With regard to the botched IRA gunrunning mission that was so recently in the news, McIntyre confessed that he’d actually helped load the weapons and then served as the boat’s engineer, and he said that six men went along on the voyage—himself, a captain, an IRA member named Sean, and three guys from the Southie crew. He didn’t know them except by nicknames, and he didn’t like them. “You can tell them right away. All of them wear scally caps. They got the Adidas jumpsuits, and they ain’t got a speck of dirt on them. They don’t know the first thing about a boat. Every day they got to take two, three showers. These fuckin’ guys, running around flossing their teeth, takin’ showers. There was a storm so bad out there that me and the captain were driving about two days, three days. They wouldn’t even come out of their cabins.”

Murray, Nee, and “the guys from the liquor store” were behind the arms shipment, and, McIntyre added, theirs was a gang no one should take lightly. “They would tie you right up with piano wire to a pile and leave you there. That’s their idea of a joke.”

The night the Valhalla left port, Kevin Weeks had stood watch on a nearby hill. Kevin was tough, said McIntyre, but then there was “one guy above him.” Cross him, said McIntyre, and “he’ll just put a bullet in your head.” Bergeron could see McIntyre was shaky, almost petrified. “I’d like to start living a normal life,” he’d said earlier. “It’s almost like living with a knife in you. The last few years you don’t know where you’re going to end up or what kind of demise you’re going to come to. I mean, I didn’t start out in life to end up like this.”

He never actually uttered the name of the “one guy” above Weeks who oversaw the drug smuggling and the Valhalla, but everyone else in the room knew exactly whom he meant: Bulger.

Bulger was considered to be a chest-beating IRA sympathizer.
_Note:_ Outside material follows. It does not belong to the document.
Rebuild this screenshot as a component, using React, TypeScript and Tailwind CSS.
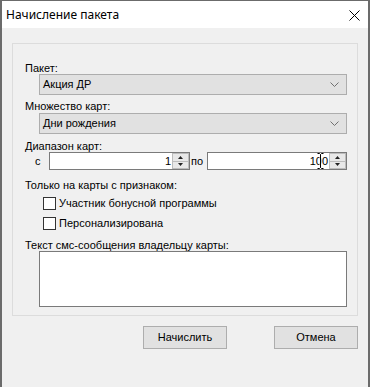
import React from 'react';

const font = { fontFamily: '"Liberation Sans", Arial, sans-serif' };

const Chevron = () => (
  <svg width="9" height="5" viewBox="0 0 9 5" className="mr-[7px]">
    <path d="M0.5 0.5 L4.5 4.5 L8.5 0.5" fill="none" stroke="#707070" strokeWidth="1" />
  </svg>
);

const Combo: React.FC<{ value: string }> = ({ value }) => (
  <div className="ml-[26px] w-[308px] h-[21px] flex items-center justify-between bg-[#e1e1e1] border border-[#adadad]">
    <span className="pl-[3px] text-[11px] leading-[13px] text-black">{value}</span>
    <Chevron />
  </div>
);

const Spin = () => (
  <div className="w-[17px] h-full flex flex-col">
    <div className="flex-1 flex items-center justify-center bg-[#e8e8e8] border border-[#bcbcbc]">
      <svg width="5" height="3" viewBox="0 0 5 3">
        <path d="M0 3 L2.5 0 L5 3 Z" fill="#222" />
      </svg>
    </div>
    <div className="flex-1 flex items-center justify-center bg-[#e8e8e8] border border-t-0 border-[#bcbcbc]">
      <svg width="5" height="3" viewBox="0 0 5 3">
        <path d="M0 0 L2.5 3 L5 0 Z" fill="#222" />
      </svg>
    </div>
  </div>
);

const NumberBox: React.FC<{ value: string; width: string; cursor?: boolean }> = ({ value, width, cursor }) => (
  <div className={`relative ${width} h-full flex bg-white border border-[#7a7a7a]`}>
    <div className="flex-1 flex items-center justify-end pr-[1px] text-[11px] leading-[13px] text-black">{value}</div>
    <Spin />
    {cursor && (
      <svg width="7" height="16" viewBox="0 0 7 16" className="absolute right-[22px] top-0">
        <path d="M0.5 0.5 H2.5 L3.5 1.5 L4.5 0.5 H6.5 M3.5 1.5 V14.5 M0.5 15.5 H2.5 L3.5 14.5 L4.5 15.5 H6.5" fill="none" stroke="#fff" strokeWidth="2" />
        <path d="M0.5 0.5 H2.5 L3.5 1.5 L4.5 0.5 H6.5 M3.5 1.5 V14.5 M0.5 15.5 H2.5 L3.5 14.5 L4.5 15.5 H6.5" fill="none" stroke="#000" strokeWidth="1" />
      </svg>
    )}
  </div>
);

const Check: React.FC<{ label: string; className?: string }> = ({ label, className = '' }) => (
  <div className={`flex items-center h-[13px] ${className}`}>
    <div className="ml-[30px] w-[13px] h-[13px] bg-white border border-[#333333]" />
    <span className="ml-[3px] text-[11px] leading-[13px] text-black">{label}</span>
  </div>
);

const Label: React.FC<{ text: string; className?: string }> = ({ text, className = '' }) => (
  <div className={`pl-[12px] h-[12px] text-[11px] leading-[12px] text-black whitespace-nowrap ${className}`}>{text}</div>
);

const Button: React.FC<{ label: string; className?: string }> = ({ label, className = '' }) => (
  <div className={`w-[84px] h-[23px] flex items-center justify-center bg-[#e1e1e1] border border-[#adadad] text-[11px] leading-[13px] text-black ${className}`}>
    {label}
  </div>
);

export default function App() {
  return (
    <div className="w-[370px] h-[387px] flex flex-col border-t border-x-2 border-[#6b6b6b] bg-[#f0f0f0] overflow-hidden" style={font}>
      {/* Title bar */}
      <div className="h-[27px] flex items-center justify-between bg-white shrink-0">
        <span className="pl-[4px] text-[12px] text-black" style={{ fontFamily: '"Noto Sans", "Open Sans", sans-serif' }}>
          Начисление пакета
        </span>
        <svg width="11" height="11" viewBox="0 0 11 11" className="mr-[8px] mt-[2px]">
          <path d="M0.5 0.5 L10.5 10.5 M10.5 0.5 L0.5 10.5" stroke="#000" strokeWidth="1" />
        </svg>
      </div>

      {/* Group box */}
      <div className="mt-[15px] mx-[10px] h-[273px] border border-[#dcdcdc] flex flex-col">
        <Label text="Пакет:" className="mt-[18px]" />
        <Combo value="Акция ДР" />
        <Label text="Множество карт:" className="mt-[5px]" />
        <div className="mt-[1px]">
          <Combo value="Дни рождения" />
        </div>
        <Label text="Диапазон карт:" className="mt-[6px]" />
        <div className="h-[18px] flex items-center text-[11px] leading-[13px] text-black">
          <span className="ml-[22px] w-[14px]">с</span>
          <NumberBox value="1" width="w-[141px]" />
          <span className="w-[17px] pl-[1px]">по</span>
          <NumberBox value="100" width="w-[140px]" cursor />
        </div>
        <Label text="Только на карты с признаком:" className="mt-[9px]" />
        <Check label="Участник бонусной программы" className="mt-[6px]" />
        <Check label="Персонализирована" className="mt-[7px]" />
        <Label text="Текст смс-сообщения владельцу карты:" className="mt-[9px]" />
        <div className="ml-[26px] w-[308px] h-[56px] bg-white border border-[#7a7a7a]" />
      </div>

      {/* Buttons */}
      <div className="mt-[10px] flex">
        <Button label="Начислить" className="ml-[141px]" />
        <Button label="Отмена" className="ml-[47px]" />
      </div>
    </div>
  );
}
But eventually some investigators came to believe that Bulger, just as he’d betrayed his neighborhood with his phony anti-drug posturing, had also betrayed the IRA. He might have played a key role in rounding up the weapons to sell to the IRA, but after taking payment he dropped a dime. “Whitey waved good-bye to the Valhalla, then made a phone call,” said one official later. Even if true, Bulger was not the only leak. The former head of the IRA in Kerry later admitted that he’d compromised the gun exchange at sea. Sean O’Callaghan, an assassin-turned-informer, said he did so to get revenge against the IRA. He immediately became a marked man for admitting his perfidy.